Workload-aware Storage Tiering exploits the locality of accesses in most workloads to balance performance, capacity, and cost requirements. High-speed, low-capacity storage is used to cache hot data from the lower-speed tiers, with the system actively promoting and demoting data as workloads change. Failing to implement workload-aware tiering results in high-value SCM capacity being wasted on cold data.
The value you get from tiering and indeed whether there is any value in using it in the first place period depends on your workload, for SQL Server there can be some simple no brainer quick wins to be had with leverage PCIe flash storage which require no tiering considerations, I’m thinking of transaction logs and tempdb specifically.
What is a ‘Balanced system’, there are two aspects to this, one if having a balanced hardware infrastructure:
The other aspect to this is having software which can handle the fact we are no longer IO bound, in the context of the SQL Server database engine this means having synchronisation mechanisms around the parts of the engine that perform IO that can cope with the fact that PCIe flash storage is an order of magnitude faster than spinning disk based stored.
Can we just drop SCMs into our systems instead of magnetic disks, and declare the case closed? Not really. By replacing slow disks with SCMs, we merely shift the performance bottleneck and uncover resource shortfalls elsewhere—both in hardware and in software.

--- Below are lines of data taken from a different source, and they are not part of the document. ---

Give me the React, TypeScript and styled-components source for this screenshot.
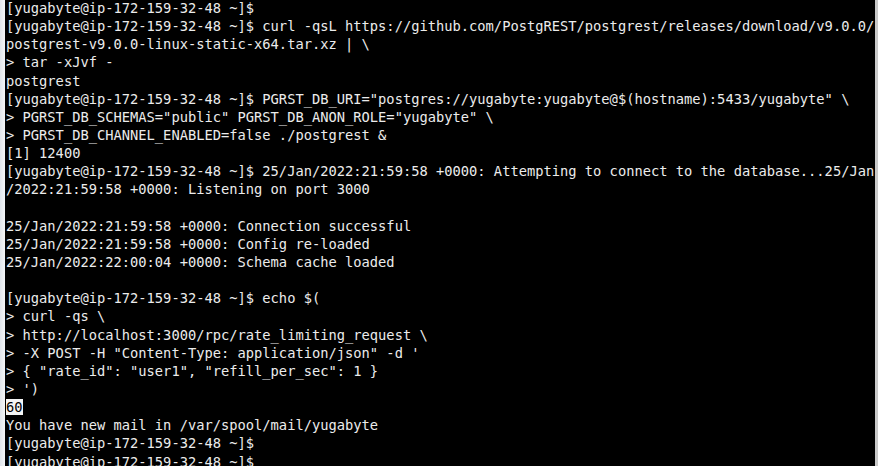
import React from "react";
import styled, { createGlobalStyle } from "styled-components";

const Global = createGlobalStyle`
  html, body { margin: 0; padding: 0; background: #000; overflow: hidden; }
  #root { width: 878px; height: 466px; }
`;

const Window = styled.div`
  display: flex;
  width: 878px;
  height: 466px;
  overflow: hidden;
  background: #000;
`;

const LeftEdge = styled.div`
  width: 5px;
  flex: none;
  background: linear-gradient(to right, #dfe4ea, #f4f6f8);
`;

const RightEdge = styled.div`
  width: 3px;
  flex: none;
  background: #c9c9c9;
`;

const Screen = styled.div`
  flex: 1;
  min-width: 0;
  overflow: hidden;
  padding-left: 1px;
`;

const Lines = styled.div`
  margin-top: -1px;
  font-family: "DejaVu Sans Mono", "Liberation Mono", monospace;
  font-size: 13.74px;
  line-height: 18.15px;
  color: #ececec;
  white-space: pre;
`;

const Line = styled.div`
  height: 18.15px;
`;

const Highlight = styled.span`
  background: #f4f4f4;
  color: #000;
`;

const P = "[yugabyte@ip-172-159-32-48 ~]$";

const lines: string[] = [
  `${P}`,
  `${P} curl -qsL https://github.com/PostgREST/postgrest/releases/download/v9.0.0/`,
  `postgrest-v9.0.0-linux-static-x64.tar.xz | \\`,
  `> tar -xJvf -`,
  `postgrest`,
  `${P} PGRST_DB_URI="postgres://yugabyte:yugabyte@$(hostname):5433/yugabyte" \\`,
  `> PGRST_DB_SCHEMAS="public" PGRST_DB_ANON_ROLE="yugabyte" \\`,
  `> PGRST_DB_CHANNEL_ENABLED=false ./postgrest &`,
  `[1] 12400`,
  `${P} 25/Jan/2022:21:59:58 +0000: Attempting to connect to the database...25/Jan`,
  `/2022:21:59:58 +0000: Listening on port 3000`,
  ``,
  `25/Jan/2022:21:59:58 +0000: Connection successful`,
  `25/Jan/2022:21:59:58 +0000: Config re-loaded`,
  `25/Jan/2022:22:00:04 +0000: Schema cache loaded`,
  ``,
  `${P} echo $(`,
  `> curl -qs \\`,
  `> http://localhost:3000/rpc/rate_limiting_request \\`,
  `> -X POST -H "Content-Type: application/json" -d '`,
  `> { "rate_id": "user1", "refill_per_sec": 1 }`,
  `> ')`,
  `__HL__60`,
  `You have new mail in /var/spool/mail/yugabyte`,
  `${P}`,
  `${P}`,
];

export default function App() {
  return (
    <>
      <Global />
      <Window>
        <LeftEdge />
        <Screen>
          <Lines>
            {lines.map((l, i) => (
              <Line key={i}>
                {l.startsWith("__HL__") ? <Highlight>{l.slice(6)}</Highlight> : l}
              </Line>
            ))}
          </Lines>
        </Screen>
        <RightEdge />
      </Window>
    </>
  );
}
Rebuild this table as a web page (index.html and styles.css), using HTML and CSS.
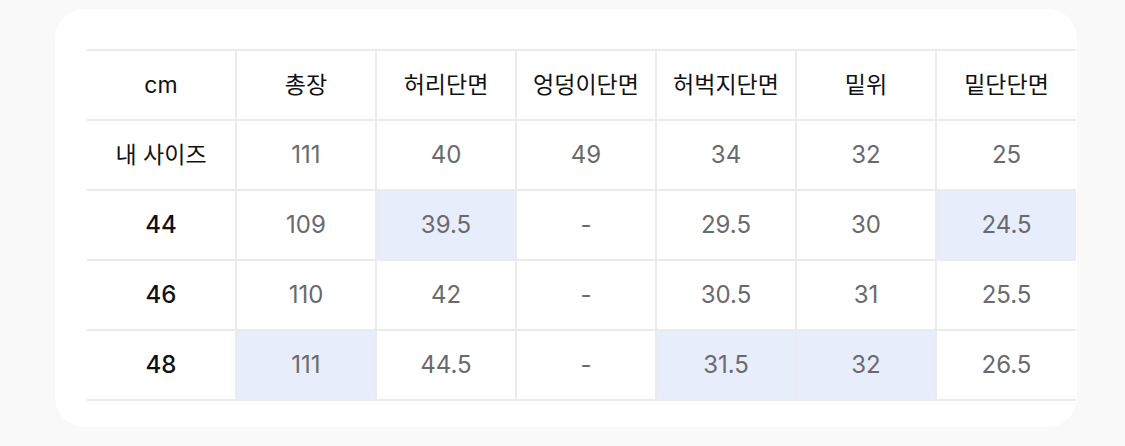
FILE: index.html
```html
<!DOCTYPE html>
<html lang="ko">
<head>
<meta charset="utf-8">
<link rel="stylesheet" href="styles.css">
</head>
<body>
<div class="card">
  <table class="size-table">
    <colgroup>
      <col class="c-first">
      <col class="c"><col class="c"><col class="c"><col class="c"><col class="c"><col class="c">
    </colgroup>
    <thead>
      <tr>
        <th>cm</th><th>총장</th><th>허리단면</th><th>엉덩이단면</th><th>허벅지단면</th><th>밑위</th><th>밑단단면</th>
      </tr>
    </thead>
    <tbody>
      <tr>
        <th class="label">내 사이즈</th><td>111</td><td>40</td><td>49</td><td>34</td><td>32</td><td>25</td>
      </tr>
      <tr>
        <th class="size">44</th><td>109</td><td class="hl">39.5</td><td>-</td><td>29.5</td><td>30</td><td class="hl">24.5</td>
      </tr>
      <tr>
        <th class="size">46</th><td>110</td><td>42</td><td>-</td><td>30.5</td><td>31</td><td>25.5</td>
      </tr>
      <tr>
        <th class="size">48</th><td class="hl">111</td><td>44.5</td><td>-</td><td class="hl">31.5</td><td class="hl">32</td><td>26.5</td>
      </tr>
    </tbody>
  </table>
</div>
</body>
</html>
```
FILE: styles.css
```css
html, body {
  margin: 0;
  padding: 0;
  background: #f9f9fa;
}
body {
  font-family: Inter, "Noto Sans CJK KR", sans-serif;
  width: 1125px;
  height: 446px;
  overflow: hidden;
}
.card {
  margin: 9px 0 0 55px;
  width: 1022px;
  height: 418px;
  box-sizing: border-box;
  padding: 40px 0 0 32px;
  background: #ffffff;
  border-radius: 30px;
}
.size-table {
  border-collapse: collapse;
  table-layout: fixed;
  width: 989px;
}
.c-first { width: 149px; }
.c { width: 140px; }
.size-table th,
.size-table td {
  height: 68px;
  padding: 0;
  text-align: center;
  vertical-align: middle;
  border: 2px solid #ebebee;
  font-size: 23px;
  line-height: 1;
}
.size-table tr > :first-child { border-left: none; }
.size-table tr > :last-child { border-right: none; }
.size-table thead th {
  font-weight: 400;
  color: #111111;
}
.size-table th.label {
  font-weight: 400;
  color: #111111;
}
.size-table th.size {
  font-weight: 500;
  font-size: 24px;
  color: #111111;
}
.size-table td {
  font-weight: 400;
  font-size: 24px;
  color: #6a6a6e;
}
.size-table td.hl {
  background: #e8edfb;
}
```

I’ve already demonstrated in other blog post that its possible to create a test with SQL Serve 2016 in which the raw speed of the flash storage causes the multiple log writer threads to fight each other and cause LOGFLUSHQ spinlock contention which creates back pressure on the log cache.
This Is Great, But What Does It Mean For Me ?
It means that we are going to see a seismic shift in where the performance bottlenecks are, it means that instead of a DBA’s efforts being focused on IO, the focus is going to move from wait time to service time. We are not quite there yet in terms of this being the case for every IT and SQL Server shop, but I’m confident that this is a matter of ‘When’ rather than a matter of ‘If’.